■ Information shown
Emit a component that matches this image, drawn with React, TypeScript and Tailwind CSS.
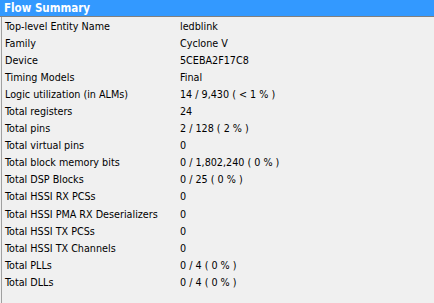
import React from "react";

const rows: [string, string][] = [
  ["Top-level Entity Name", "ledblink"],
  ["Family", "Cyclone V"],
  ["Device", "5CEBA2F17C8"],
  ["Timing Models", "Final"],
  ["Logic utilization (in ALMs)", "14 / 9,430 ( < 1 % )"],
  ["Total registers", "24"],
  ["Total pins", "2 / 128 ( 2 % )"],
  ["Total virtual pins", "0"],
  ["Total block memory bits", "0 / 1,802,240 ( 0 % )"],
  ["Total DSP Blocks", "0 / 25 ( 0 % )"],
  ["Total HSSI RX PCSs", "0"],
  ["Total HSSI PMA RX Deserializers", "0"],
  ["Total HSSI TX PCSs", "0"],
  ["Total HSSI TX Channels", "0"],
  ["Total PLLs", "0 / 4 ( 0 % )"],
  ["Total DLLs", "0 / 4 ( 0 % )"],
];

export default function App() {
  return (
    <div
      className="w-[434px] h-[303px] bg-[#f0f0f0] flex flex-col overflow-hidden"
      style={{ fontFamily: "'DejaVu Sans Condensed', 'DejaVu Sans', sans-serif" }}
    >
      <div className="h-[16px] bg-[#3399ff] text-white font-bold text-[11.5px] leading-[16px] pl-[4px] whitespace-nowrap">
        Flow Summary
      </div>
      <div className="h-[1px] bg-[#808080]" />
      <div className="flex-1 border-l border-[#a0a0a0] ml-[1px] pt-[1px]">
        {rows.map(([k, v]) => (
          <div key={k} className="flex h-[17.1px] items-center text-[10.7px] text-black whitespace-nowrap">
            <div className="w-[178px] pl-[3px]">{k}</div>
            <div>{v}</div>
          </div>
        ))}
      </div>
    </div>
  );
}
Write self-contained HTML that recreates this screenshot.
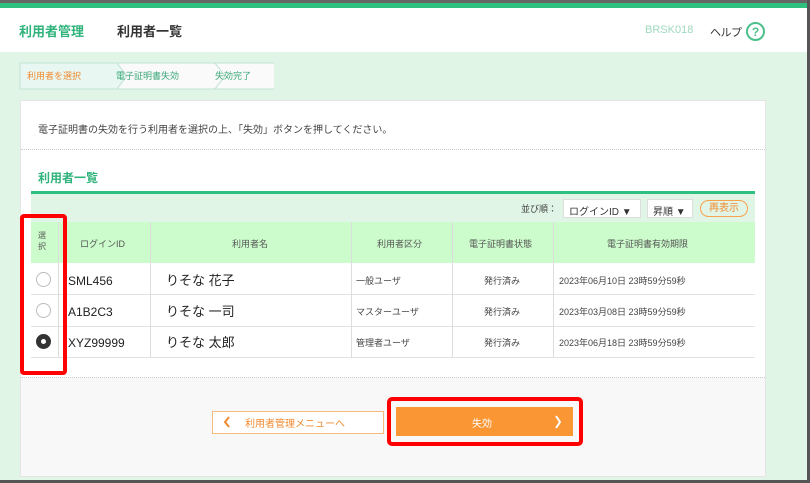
...
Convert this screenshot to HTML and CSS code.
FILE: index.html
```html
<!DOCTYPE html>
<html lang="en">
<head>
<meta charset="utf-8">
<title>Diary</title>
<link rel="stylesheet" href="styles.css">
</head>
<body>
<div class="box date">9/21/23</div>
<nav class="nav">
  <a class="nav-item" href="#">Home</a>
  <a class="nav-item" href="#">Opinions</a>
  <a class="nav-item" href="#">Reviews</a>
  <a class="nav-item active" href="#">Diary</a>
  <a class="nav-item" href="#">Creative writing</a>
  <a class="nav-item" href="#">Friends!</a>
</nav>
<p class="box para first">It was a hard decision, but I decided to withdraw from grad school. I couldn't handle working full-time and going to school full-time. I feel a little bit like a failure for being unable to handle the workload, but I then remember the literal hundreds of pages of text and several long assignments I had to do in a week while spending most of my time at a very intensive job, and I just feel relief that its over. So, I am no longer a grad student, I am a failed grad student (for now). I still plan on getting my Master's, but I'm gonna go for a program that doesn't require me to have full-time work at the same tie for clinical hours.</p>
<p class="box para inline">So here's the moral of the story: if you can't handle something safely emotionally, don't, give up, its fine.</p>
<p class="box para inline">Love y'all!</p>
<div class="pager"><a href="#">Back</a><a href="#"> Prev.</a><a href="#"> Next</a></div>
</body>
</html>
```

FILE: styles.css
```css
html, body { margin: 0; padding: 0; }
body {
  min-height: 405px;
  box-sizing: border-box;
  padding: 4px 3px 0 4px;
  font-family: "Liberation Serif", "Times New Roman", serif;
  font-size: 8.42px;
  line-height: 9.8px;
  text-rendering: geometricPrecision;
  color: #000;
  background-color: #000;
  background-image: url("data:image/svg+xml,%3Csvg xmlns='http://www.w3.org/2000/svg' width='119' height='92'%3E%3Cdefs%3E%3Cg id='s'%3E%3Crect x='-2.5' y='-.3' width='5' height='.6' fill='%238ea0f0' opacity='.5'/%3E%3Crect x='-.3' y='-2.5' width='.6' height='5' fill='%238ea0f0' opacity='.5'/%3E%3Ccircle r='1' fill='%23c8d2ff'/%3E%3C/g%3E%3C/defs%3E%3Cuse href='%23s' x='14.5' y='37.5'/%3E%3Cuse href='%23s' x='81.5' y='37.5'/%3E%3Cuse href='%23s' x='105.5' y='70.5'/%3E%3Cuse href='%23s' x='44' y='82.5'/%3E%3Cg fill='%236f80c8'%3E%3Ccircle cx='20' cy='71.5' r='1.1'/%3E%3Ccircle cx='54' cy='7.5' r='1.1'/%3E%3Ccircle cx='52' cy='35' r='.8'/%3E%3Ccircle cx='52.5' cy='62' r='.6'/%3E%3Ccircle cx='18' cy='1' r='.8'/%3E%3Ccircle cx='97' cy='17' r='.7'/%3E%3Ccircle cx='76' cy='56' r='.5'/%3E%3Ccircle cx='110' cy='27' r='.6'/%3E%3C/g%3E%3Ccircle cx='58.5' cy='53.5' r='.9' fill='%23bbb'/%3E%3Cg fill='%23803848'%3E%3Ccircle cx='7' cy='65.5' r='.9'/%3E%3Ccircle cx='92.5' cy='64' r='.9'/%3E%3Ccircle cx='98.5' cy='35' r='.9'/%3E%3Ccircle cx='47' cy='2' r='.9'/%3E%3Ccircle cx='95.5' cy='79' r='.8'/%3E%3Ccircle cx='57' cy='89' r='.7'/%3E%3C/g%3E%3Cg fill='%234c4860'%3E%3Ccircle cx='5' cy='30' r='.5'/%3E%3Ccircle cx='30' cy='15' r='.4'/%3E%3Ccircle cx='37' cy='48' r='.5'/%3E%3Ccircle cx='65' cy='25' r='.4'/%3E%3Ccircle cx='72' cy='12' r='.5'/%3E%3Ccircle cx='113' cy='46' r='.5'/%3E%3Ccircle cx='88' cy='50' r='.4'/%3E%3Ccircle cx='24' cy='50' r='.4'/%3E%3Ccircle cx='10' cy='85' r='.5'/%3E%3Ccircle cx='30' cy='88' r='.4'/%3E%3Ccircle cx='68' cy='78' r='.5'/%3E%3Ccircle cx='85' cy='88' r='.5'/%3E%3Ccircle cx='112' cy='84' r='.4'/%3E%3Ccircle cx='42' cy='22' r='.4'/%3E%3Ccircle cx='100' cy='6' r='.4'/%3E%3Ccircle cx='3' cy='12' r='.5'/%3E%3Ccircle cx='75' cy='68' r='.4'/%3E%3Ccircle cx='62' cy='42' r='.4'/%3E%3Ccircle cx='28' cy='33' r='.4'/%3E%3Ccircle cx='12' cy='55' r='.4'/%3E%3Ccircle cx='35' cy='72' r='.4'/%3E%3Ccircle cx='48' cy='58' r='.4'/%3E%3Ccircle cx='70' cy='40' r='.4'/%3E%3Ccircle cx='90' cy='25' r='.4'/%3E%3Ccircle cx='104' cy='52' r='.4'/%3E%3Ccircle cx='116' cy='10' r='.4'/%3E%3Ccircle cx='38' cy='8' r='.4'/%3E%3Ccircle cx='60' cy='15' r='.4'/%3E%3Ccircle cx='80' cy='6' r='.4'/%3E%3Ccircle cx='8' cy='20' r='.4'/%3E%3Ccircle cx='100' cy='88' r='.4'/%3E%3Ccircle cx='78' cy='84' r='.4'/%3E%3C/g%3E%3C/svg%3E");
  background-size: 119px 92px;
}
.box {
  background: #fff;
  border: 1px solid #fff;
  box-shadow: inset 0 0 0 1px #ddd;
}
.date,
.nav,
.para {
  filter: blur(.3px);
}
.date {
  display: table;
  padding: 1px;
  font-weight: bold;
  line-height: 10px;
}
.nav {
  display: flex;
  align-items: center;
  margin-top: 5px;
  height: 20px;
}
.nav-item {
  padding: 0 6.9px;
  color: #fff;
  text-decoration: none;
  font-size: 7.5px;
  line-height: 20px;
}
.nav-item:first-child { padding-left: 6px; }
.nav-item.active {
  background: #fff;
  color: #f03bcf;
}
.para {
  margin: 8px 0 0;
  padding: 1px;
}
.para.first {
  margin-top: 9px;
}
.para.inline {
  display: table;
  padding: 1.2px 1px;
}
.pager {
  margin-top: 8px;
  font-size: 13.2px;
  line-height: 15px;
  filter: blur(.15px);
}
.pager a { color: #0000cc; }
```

■ Exercise goal
Copy and report every line where the word "screenshot" is present.

■ Solution to this problem
Write self-contained HTML that recreates this screenshot.
Convert this screenshot to HTML and CSS code.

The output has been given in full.